Recorded information.

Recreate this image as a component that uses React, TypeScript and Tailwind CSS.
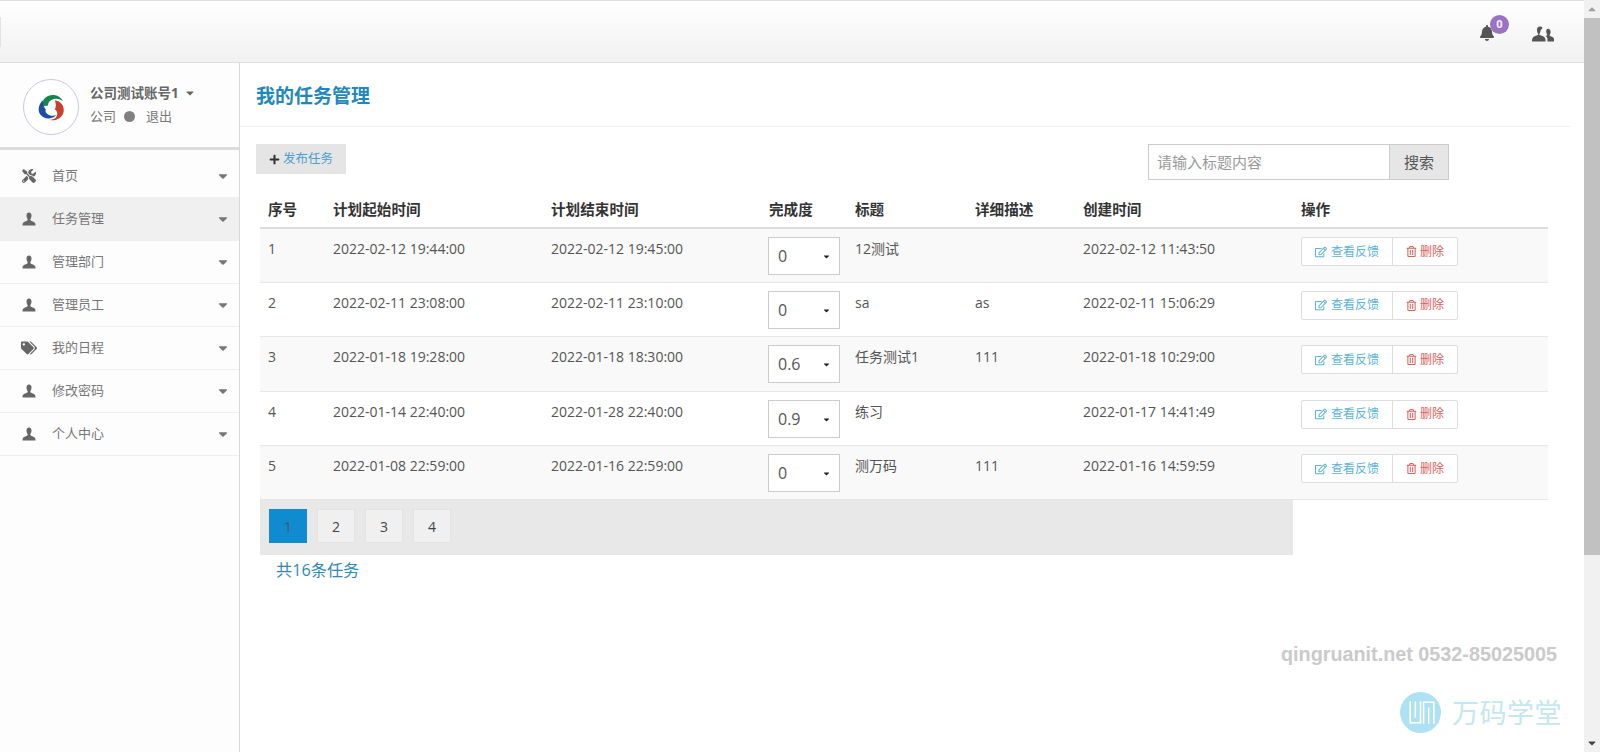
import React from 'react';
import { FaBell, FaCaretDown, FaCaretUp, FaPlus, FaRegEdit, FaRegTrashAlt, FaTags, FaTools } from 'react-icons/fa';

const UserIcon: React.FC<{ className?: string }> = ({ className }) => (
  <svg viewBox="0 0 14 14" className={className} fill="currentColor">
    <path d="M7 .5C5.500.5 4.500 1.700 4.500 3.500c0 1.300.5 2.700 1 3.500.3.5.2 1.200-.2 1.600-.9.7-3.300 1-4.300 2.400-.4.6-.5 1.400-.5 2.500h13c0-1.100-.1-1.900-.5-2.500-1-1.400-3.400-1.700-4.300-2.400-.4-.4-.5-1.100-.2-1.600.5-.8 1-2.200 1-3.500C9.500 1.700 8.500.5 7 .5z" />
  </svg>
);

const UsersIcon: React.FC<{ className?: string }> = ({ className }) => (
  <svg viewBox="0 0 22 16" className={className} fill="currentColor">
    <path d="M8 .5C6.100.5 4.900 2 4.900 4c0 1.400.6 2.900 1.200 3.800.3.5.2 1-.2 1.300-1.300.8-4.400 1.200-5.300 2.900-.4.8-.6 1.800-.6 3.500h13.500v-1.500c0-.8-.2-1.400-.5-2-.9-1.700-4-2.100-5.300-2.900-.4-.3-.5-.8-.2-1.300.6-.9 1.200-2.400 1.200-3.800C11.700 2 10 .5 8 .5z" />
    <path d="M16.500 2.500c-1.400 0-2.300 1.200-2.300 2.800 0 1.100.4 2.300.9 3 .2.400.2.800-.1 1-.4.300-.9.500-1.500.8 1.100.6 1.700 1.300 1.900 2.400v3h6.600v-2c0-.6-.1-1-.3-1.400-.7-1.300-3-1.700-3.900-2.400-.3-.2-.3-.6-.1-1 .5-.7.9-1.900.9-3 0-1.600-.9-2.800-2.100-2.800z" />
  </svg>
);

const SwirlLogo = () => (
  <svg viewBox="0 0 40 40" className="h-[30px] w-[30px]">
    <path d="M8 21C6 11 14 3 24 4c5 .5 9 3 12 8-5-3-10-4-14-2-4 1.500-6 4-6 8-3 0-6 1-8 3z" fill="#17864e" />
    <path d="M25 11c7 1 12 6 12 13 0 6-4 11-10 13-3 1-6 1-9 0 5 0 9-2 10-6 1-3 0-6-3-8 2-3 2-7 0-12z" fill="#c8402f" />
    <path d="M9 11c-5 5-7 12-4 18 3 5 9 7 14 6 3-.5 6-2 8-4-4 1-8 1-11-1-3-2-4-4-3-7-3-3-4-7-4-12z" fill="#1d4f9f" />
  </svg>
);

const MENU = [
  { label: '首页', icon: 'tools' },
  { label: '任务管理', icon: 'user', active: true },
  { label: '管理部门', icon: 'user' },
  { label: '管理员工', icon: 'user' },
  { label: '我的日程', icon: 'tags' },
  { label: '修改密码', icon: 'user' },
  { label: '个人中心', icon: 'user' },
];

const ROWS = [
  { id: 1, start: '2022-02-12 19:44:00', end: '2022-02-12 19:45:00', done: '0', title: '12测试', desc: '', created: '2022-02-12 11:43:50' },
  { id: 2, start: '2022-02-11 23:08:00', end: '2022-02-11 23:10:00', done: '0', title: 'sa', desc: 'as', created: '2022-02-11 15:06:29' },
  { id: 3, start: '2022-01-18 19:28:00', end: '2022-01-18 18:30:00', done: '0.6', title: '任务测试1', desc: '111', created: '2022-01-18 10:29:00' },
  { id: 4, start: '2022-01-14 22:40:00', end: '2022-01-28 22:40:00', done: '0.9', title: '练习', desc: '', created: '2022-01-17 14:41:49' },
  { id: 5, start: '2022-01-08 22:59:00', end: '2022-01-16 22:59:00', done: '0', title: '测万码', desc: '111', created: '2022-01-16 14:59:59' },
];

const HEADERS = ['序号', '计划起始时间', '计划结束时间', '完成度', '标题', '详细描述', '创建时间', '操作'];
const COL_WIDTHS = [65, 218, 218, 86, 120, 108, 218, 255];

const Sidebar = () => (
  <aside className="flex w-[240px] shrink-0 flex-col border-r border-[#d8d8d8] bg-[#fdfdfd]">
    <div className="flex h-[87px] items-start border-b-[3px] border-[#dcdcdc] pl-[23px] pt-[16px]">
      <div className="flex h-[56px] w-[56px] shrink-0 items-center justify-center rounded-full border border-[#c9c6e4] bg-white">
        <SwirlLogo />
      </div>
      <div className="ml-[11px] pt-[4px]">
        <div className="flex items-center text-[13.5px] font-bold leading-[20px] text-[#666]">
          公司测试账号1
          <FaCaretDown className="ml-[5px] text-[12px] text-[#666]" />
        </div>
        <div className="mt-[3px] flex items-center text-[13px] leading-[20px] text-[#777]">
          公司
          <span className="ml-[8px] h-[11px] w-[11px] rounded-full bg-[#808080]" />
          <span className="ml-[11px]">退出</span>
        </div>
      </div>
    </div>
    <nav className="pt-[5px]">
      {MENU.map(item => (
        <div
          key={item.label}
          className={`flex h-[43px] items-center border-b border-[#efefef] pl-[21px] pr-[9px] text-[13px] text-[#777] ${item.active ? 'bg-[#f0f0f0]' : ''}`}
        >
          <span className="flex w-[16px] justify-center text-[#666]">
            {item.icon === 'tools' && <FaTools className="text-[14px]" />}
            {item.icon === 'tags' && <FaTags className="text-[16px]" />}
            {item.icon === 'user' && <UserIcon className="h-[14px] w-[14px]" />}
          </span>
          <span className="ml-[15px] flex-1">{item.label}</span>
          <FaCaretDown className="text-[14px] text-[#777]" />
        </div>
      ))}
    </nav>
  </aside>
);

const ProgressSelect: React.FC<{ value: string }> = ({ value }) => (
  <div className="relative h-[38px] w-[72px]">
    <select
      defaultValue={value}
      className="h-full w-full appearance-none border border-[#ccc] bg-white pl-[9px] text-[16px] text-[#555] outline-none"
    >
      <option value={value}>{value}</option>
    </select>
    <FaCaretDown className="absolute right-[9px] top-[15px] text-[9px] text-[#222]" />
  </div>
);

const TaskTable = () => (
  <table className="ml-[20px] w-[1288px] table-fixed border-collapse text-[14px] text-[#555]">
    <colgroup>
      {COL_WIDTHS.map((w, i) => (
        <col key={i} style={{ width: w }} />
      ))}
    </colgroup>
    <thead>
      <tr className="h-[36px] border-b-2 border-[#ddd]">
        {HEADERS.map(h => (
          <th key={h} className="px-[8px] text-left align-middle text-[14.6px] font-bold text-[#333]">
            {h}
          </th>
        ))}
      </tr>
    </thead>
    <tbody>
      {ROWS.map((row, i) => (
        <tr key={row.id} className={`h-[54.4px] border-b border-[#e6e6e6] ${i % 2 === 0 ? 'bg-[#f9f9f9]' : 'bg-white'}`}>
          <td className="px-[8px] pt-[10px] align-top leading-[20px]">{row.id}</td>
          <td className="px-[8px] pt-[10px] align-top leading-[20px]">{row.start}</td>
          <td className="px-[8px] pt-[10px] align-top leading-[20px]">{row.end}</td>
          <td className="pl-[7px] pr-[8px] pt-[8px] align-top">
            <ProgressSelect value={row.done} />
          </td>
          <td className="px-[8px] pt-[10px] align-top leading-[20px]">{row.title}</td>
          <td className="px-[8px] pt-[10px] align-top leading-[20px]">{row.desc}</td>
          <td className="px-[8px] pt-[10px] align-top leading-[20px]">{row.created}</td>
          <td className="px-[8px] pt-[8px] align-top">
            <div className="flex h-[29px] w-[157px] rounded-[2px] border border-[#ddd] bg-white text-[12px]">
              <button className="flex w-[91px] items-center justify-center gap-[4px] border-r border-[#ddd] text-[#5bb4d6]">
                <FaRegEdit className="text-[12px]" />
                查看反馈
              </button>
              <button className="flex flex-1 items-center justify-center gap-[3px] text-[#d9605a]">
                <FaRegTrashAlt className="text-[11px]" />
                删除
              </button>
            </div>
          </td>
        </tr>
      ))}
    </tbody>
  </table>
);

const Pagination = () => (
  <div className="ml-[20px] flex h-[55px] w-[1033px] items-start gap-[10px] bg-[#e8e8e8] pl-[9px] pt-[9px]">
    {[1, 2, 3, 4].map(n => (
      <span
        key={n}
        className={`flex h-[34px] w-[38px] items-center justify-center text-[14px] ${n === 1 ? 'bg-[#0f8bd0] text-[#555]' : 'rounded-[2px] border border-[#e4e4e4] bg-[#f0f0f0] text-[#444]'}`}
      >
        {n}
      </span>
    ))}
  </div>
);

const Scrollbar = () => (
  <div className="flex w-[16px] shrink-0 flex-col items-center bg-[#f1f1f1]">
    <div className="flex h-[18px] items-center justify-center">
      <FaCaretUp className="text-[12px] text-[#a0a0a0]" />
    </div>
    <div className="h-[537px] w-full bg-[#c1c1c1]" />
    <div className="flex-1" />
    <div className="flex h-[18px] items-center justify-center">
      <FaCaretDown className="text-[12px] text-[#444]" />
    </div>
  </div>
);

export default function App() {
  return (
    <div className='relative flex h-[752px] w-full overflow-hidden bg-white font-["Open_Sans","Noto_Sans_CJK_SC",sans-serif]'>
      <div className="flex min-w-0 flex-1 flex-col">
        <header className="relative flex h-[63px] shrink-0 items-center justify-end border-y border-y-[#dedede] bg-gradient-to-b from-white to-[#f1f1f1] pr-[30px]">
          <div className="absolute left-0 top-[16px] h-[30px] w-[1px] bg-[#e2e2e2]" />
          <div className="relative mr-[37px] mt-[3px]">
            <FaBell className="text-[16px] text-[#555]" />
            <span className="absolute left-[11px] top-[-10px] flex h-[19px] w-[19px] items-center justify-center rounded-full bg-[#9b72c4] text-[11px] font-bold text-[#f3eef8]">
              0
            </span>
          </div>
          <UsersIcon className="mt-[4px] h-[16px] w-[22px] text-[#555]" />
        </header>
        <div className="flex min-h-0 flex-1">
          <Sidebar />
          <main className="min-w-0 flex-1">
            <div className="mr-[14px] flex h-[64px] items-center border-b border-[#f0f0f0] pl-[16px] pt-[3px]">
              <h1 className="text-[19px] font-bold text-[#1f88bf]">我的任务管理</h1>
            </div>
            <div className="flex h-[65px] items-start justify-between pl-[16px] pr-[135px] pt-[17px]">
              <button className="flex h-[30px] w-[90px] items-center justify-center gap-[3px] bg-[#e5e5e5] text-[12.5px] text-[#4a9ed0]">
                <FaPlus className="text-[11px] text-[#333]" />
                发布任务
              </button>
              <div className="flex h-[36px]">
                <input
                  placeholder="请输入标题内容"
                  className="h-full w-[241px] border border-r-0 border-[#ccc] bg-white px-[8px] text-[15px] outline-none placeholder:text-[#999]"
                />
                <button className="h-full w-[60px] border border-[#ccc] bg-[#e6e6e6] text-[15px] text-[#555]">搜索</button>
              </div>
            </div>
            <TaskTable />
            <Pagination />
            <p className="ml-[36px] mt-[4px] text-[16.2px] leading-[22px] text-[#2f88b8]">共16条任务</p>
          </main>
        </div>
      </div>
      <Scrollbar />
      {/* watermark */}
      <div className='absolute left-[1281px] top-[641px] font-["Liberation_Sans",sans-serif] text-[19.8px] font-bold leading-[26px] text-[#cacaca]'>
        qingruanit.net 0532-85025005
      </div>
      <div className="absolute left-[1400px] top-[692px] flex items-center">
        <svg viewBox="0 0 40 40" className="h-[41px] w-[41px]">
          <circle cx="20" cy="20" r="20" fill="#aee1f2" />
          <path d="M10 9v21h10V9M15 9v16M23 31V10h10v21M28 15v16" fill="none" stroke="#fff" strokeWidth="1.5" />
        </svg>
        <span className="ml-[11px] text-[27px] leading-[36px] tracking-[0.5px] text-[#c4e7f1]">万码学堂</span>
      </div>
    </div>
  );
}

Task statement. Skip the pictures, please, and transcribe only the lines from the beginning of the material through the one that contains "FaRegTrashAlt, FaTags, FaTools".

Answer to this exercise.
Recreate this image as a component that uses React, TypeScript and Tailwind CSS.
import React from 'react';
import { FaBell, FaCaretDown, FaCaretUp, FaPlus, FaRegEdit, FaRegTrashAlt, FaTags, FaTools } from 'react-icons/fa';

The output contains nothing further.